Islam has been present in Ghana at least since the 14th century and today, there are more than three million Muslims living in the country. My book, Islam in a Zongo, is an in-depth investigation into the recent history and current presence of Islam in southern Ghana. Drawing on ethnographic and archival research, I present and discuss how Muslim presence in the zongos changed over the twentieth century and how the people of these wards live their religion in their everyday lives. Zongos are wards of Muslim immigrants found across West Africa’s tropical belt where Muslims from the Sahel have settled down over the last generations. These immigrants are not only strangers to their surrounding Christian majorities but also to each other as they hail from different backgrounds and origins. Their shared religion provides them with a common ground on which to relate to one another, to intermarry, and to integrate into a Muslim community. Yet, Islam in the zongos is not a homogeneous whole but marked by an irreducible diversity and ongoing debates that are as much part of the changing history of Muslim presence in the country as they perpetuate it.

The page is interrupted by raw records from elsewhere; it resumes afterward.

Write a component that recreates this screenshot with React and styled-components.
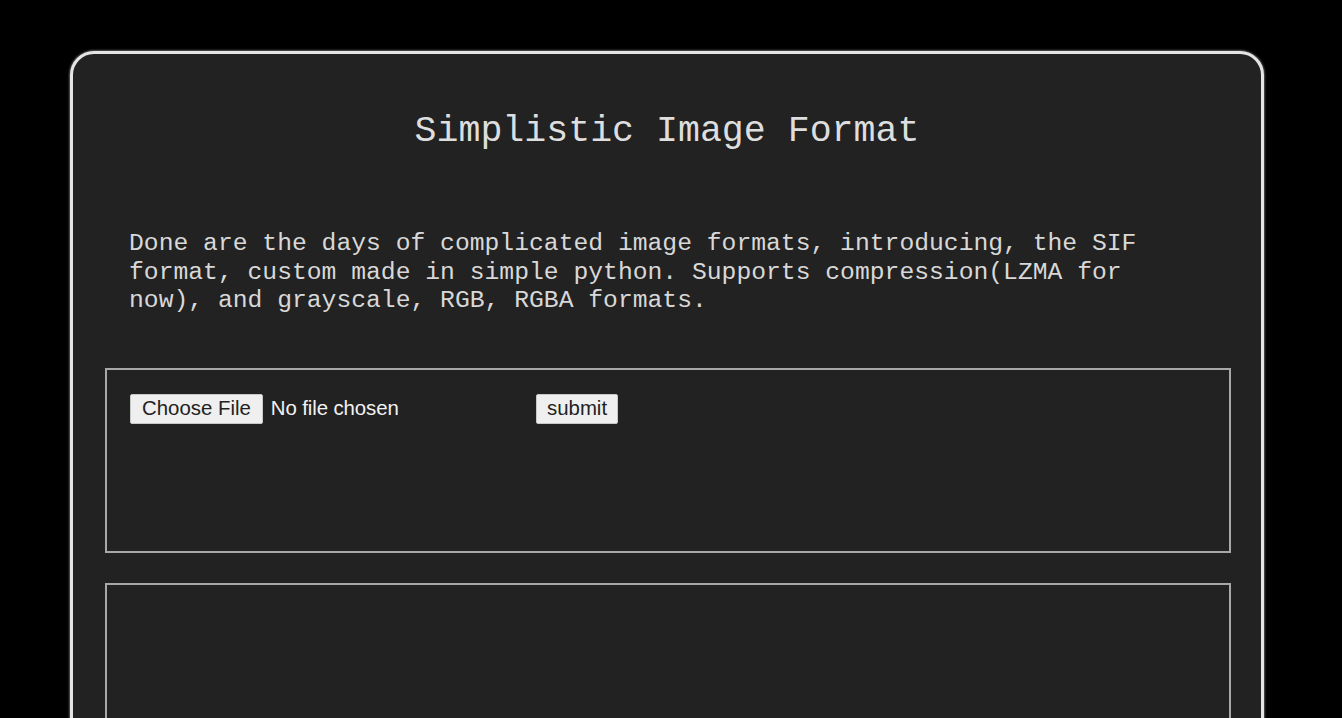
import React, { useState } from "react";
import styled, { createGlobalStyle } from "styled-components";

const GlobalStyle = createGlobalStyle`
  html, body {
    margin: 0;
    padding: 0;
    background: #000;
    overflow: hidden;
  }
`;

const Card = styled.main`
  box-sizing: border-box;
  width: 1194px;
  min-height: 760px;
  margin: 51px 0 0 70px;
  background: #222222;
  border: 3px solid #e4e4e4;
  border-radius: 24px;
  box-shadow: 0 0 2px 1px rgba(255, 255, 255, 0.35);
  padding-top: 57px;
  color: #dcdcdc;
  font-family: "Liberation Mono", "Courier New", monospace;
`;

const Title = styled.h1`
  margin: 0;
  text-align: center;
  font-size: 36.6px;
  font-weight: normal;
  line-height: 42px;
  color: #dedede;
`;

const Intro = styled.p`
  margin: 76px 0 0;
  padding: 0 56px;
  font-size: 24.7px;
  line-height: 28.5px;
  color: #d8d8d8;
`;

const Panel = styled.section`
  box-sizing: border-box;
  margin: ${(p) => p.$top}px 30px 0 32px;
  height: ${(p) => p.$height}px;
  border: 2px solid #a8a8a8;
  padding: 24px 23px;
`;

const Form = styled.form`
  display: flex;
  align-items: center;
`;

const FilePicker = styled.label`
  display: flex;
  align-items: center;
  width: 401px;
  cursor: pointer;
  input {
    display: none;
  }
`;

const Button = styled.span`
  box-sizing: border-box;
  display: inline-flex;
  align-items: center;
  height: 30px;
  padding: 0 ${(p) => p.$pad}px;
  background: #efefef;
  border: 1px solid #c8c8c8;
  border-radius: 2px;
  color: #222;
  font-family: "Liberation Sans", Arial, sans-serif;
  font-size: 20.4px;
`;

const Status = styled.span`
  margin-left: 8px;
  color: #f2f2f2;
  font-family: "Liberation Sans", Arial, sans-serif;
  font-size: 20.4px;
  letter-spacing: -0.1px;
`;

const Submit = styled(Button).attrs({ as: "button", type: "submit" })`
  margin-left: 5px;
  cursor: pointer;
`;

export default function App() {
  const [file, setFile] = useState(null);
  return (
    <>
      <GlobalStyle />
      <Card>
        <Title>Simplistic Image Format</Title>
        <Intro>
          Done are the days of complicated image formats, introducing, the SIF
          format, custom made in simple python. Supports compression(LZMA for
          now), and grayscale, RGB, RGBA formats.
        </Intro>
        <Panel $top={53} $height={185}>
          <Form onSubmit={(e) => e.preventDefault()}>
            <FilePicker>
              <input
                type="file"
                onChange={(e) => setFile(e.target.files[0] || null)}
              />
              <Button $pad={11}>Choose File</Button>
              <Status>{file ? file.name : "No file chosen"}</Status>
            </FilePicker>
            <Submit $pad={10}>submit</Submit>
          </Form>
        </Panel>
        <Panel $top={30} $height={200} />
      </Card>
    </>
  );
}
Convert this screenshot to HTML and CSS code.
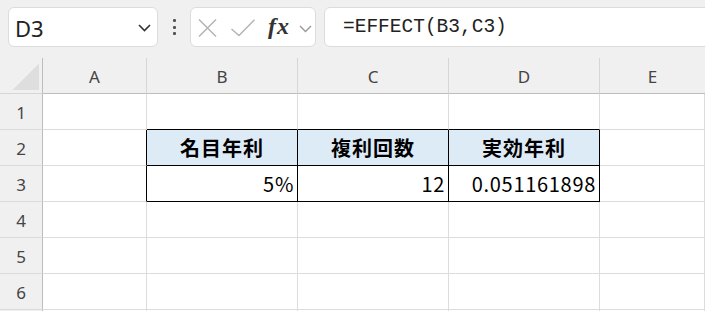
FILE: index.html
```html
<!DOCTYPE html>
<html lang="ja">
<head>
<meta charset="utf-8">
<link rel="stylesheet" href="styles.css">
</head>
<body>
<div class="toolbar">
  <div class="namebox">
    <span class="nametext">D3</span>
    <svg class="chev" width="13" height="8" viewBox="0 0 13 8"><path d="M1 1 L6.5 6.5 L12 1" fill="none" stroke="#333" stroke-width="1.6"/></svg>
  </div>
  <div class="dots"><i></i><i></i><i></i></div>
  <div class="fxbox">
    <svg class="icon-x" width="19" height="18" viewBox="0 0 19 18"><path d="M1 0.5 L18 17.5 M18 0.5 L1 17.5" fill="none" stroke="#b4b4b4" stroke-width="1.5"/></svg>
    <svg class="icon-check" width="24" height="18" viewBox="0 0 24 18"><path d="M0.5 10 L8 16.5 L23.5 0.8" fill="none" stroke="#b4b4b4" stroke-width="1.5"/></svg>
    <span class="fx">fx</span>
    <svg class="chev-small" width="13" height="8" viewBox="0 0 13 8"><path d="M1 1 L6.5 6.5 L12 1" fill="none" stroke="#999" stroke-width="1.4"/></svg>
  </div>
  <div class="formula">=EFFECT(B3,C3)</div>
</div>
<div class="grid">
  <div class="corner"><span class="tri"></span></div>
  <div class="ch">A</div>
  <div class="ch">B</div>
  <div class="ch">C</div>
  <div class="ch">D</div>
  <div class="ch last">E</div>

  <div class="rh">1</div>
  <div class="c"></div>
  <div class="c bb"></div>
  <div class="c bb"></div>
  <div class="c bb"></div>
  <div class="c"></div>

  <div class="rh">2</div>
  <div class="c br"></div>
  <div class="c t hd">名目年利</div>
  <div class="c t hd">複利回数</div>
  <div class="c t hd">実効年利</div>
  <div class="c"></div>

  <div class="rh">3</div>
  <div class="c br"></div>
  <div class="c t num">5%</div>
  <div class="c t num">12</div>
  <div class="c t num">0.051161898</div>
  <div class="c"></div>

  <div class="rh">4</div>
  <div class="c"></div><div class="c"></div><div class="c"></div><div class="c"></div><div class="c"></div>
  <div class="rh">5</div>
  <div class="c"></div><div class="c"></div><div class="c"></div><div class="c"></div><div class="c"></div>
  <div class="rh">6</div>
  <div class="c"></div><div class="c"></div><div class="c"></div><div class="c"></div><div class="c"></div>
  <div class="rh"></div>
  <div class="c"></div><div class="c"></div><div class="c"></div><div class="c"></div><div class="c"></div>
</div>
</body>
</html>
```
FILE: styles.css
```css
* { box-sizing: border-box; }
html, body { margin: 0; padding: 0; }
body {
  width: 705px;
  height: 311px;
  overflow: hidden;
  background: #fff;
  font-family: "Noto Sans", "Noto Sans CJK JP", sans-serif;
}
.toolbar {
  height: 58px;
  background: #f0f0f0;
  display: flex;
  align-items: flex-start;
  padding: 7px 0 0 8px;
  overflow: hidden;
}
.namebox {
  width: 150px;
  height: 40px;
  background: #fff;
  border: 1px solid #dcdcdc;
  border-radius: 6px;
  display: flex;
  align-items: center;
  padding: 0 6px 0 6px;
}
.nametext {
  font-size: 22px;
  color: #222;
  flex: 1;
  line-height: 1;
  padding-top: 1px;
}
.chev { margin-right: 0; margin-top: 2px; }
.dots {
  width: 32px;
  height: 40px;
  display: flex;
  flex-direction: column;
  align-items: center;
  justify-content: center;
  gap: 3.5px;
}
.dots i {
  display: block;
  width: 3px;
  height: 3px;
  background: #555;
  border-radius: 1px;
}
.fxbox {
  width: 126px;
  height: 40px;
  background: #fff;
  border: 1px solid #dcdcdc;
  border-radius: 6px;
  display: flex;
  align-items: center;
  padding-left: 7px;
}
.icon-x { margin-top: 1px; }
.icon-check { margin-left: 14px; margin-top: 1px; }
.fx {
  margin-left: 13px;
  font-family: "Liberation Serif", serif;
  font-style: italic;
  font-weight: bold;
  font-size: 24px;
  color: #333;
  letter-spacing: 1px;
  line-height: 1;
  margin-top: -2px;
}
.chev-small { margin-left: 9px; margin-top: 4px; }
.formula {
  flex: 1;
  height: 40px;
  margin-left: 8px;
  margin-right: -10px;
  background: #fff;
  border: 1px solid #dcdcdc;
  border-radius: 6px;
  padding-left: 18px;
  font-family: "Liberation Mono", monospace;
  font-size: 19.5px;
  color: #222;
  line-height: 38px;
  white-space: nowrap;
}
.grid {
  display: grid;
  grid-template-columns: 43px 104px 151px 151px 151px 1fr;
  grid-auto-rows: 36px;
}
.corner {
  background: #f0f0f0;
  border-right: 1px solid #bdbdbd;
  border-bottom: 1px solid #d6d6d6;
  display: flex;
  align-items: flex-end;
  justify-content: flex-end;
  padding: 0 3px 3px 0;
}
.tri {
  display: block;
  width: 27px;
  height: 26px;
  background: linear-gradient(to bottom right, transparent 50%, #dedede 50%);
}
.ch {
  background: #f0f0f0;
  border-right: 1px solid #d6d6d6;
  border-bottom: 1px solid #bdbdbd;
  display: flex;
  align-items: center;
  justify-content: center;
  font-size: 17px;
  color: #444;
  padding-top: 2px;
}
.ch.last { border-right: none; }
.rh {
  background: #f0f0f0;
  border-right: 1px solid #bdbdbd;
  border-bottom: 1px solid #dadada;
  display: flex;
  align-items: center;
  justify-content: center;
  font-size: 17px;
  color: #444;
  padding-top: 1px;
}
.c {
  border-right: 1px solid #dcdcdc;
  border-bottom: 1px solid #dcdcdc;
  display: flex;
  align-items: center;
  font-family: "Noto Sans CJK JP", sans-serif;
  color: #000;
}
.c.br { border-right-color: #000; }
.c.bb { border-bottom-color: #000; }
.c.t { border-right-color: #000; border-bottom-color: #000; }
.hd {
  background: #ddebf7;
  justify-content: center;
  font-weight: bold;
  font-size: 20px;
  letter-spacing: 1px;
}
.num {
  justify-content: flex-end;
  padding-right: 3px;
  font-size: 20px;
  letter-spacing: 0.7px;
}
```
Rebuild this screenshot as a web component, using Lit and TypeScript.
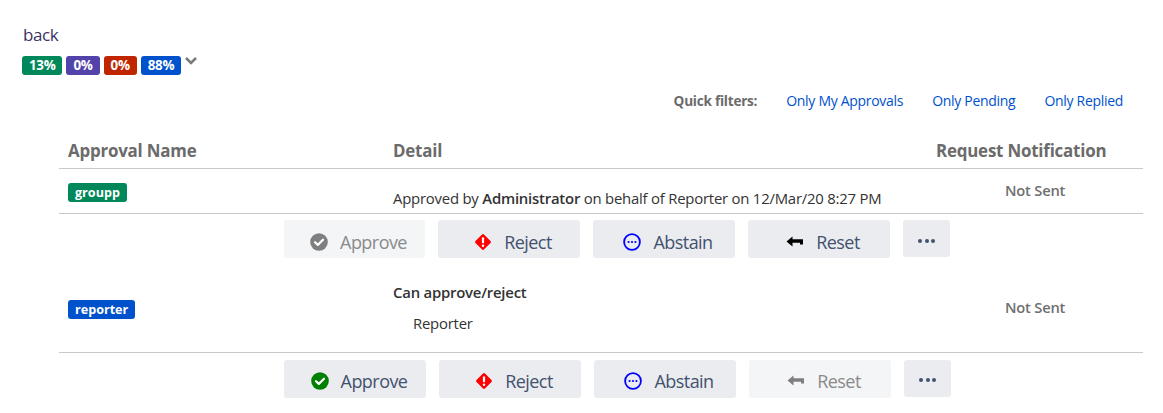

In pre-colonial times, Sahelian presence in southern Ghana was kept in check by local authorities, and the few Muslims allowed into the region mainly settled at the royal courts, working as scribes, diplomats, and traders. This Muslim presence changed significantly under colonial rule when numerous labour migrants and traders moved into the region and founded their own wards: the zongos. Within these wards, the Tijaniyya Sufi order superseded the previously dominant Qadiriyya order in the early 20th century and was to hold Islamic hegemony until the 1970s, leaving deep traces in the Islamic discourses, practices, and imaginaries of the people of the zongo. In the 1970s, when the people of the zongo experienced a severe social crisis due to their mass expulsion by the Ghanaian state, the Tijaniyya came under open attack by reformist scholars with whom they struggle for Islamic hegemony since then. The ongoing debates and mutual contestations of both groups are a significant part of the lived diversity of Islam in the zongos today.
I demonstrate this by discussing three central and contested Islamic phenomena in the zongos: people’s diverse prayer practices, their different conceptions and institutions of Islamic learning, and the ardently debated divination and healing practices. As I show in relation to prayer, everyday Islamic practices are part of and caught up with the ongoing controversies among the people of the zongo and therefore as much part of as contributing to the irreducible diversity of their lived Islam. The same holds for the transmission of Islamic learning in these wards which not only takes place in different venues but draws on and perpetuates distinct Islamic epistemes. These distinct epistemes also matter to the ardently debated divination and healing practices encountered among the people of these wards. Accordingly, lived Islam in the zongos is marked by an irreducible diversity and ongoing debates by the means of which the Muslims of the zongos engage with and perpetuate the discursive tradition of their religion. In the process, they remake and live their religion in diverse ways.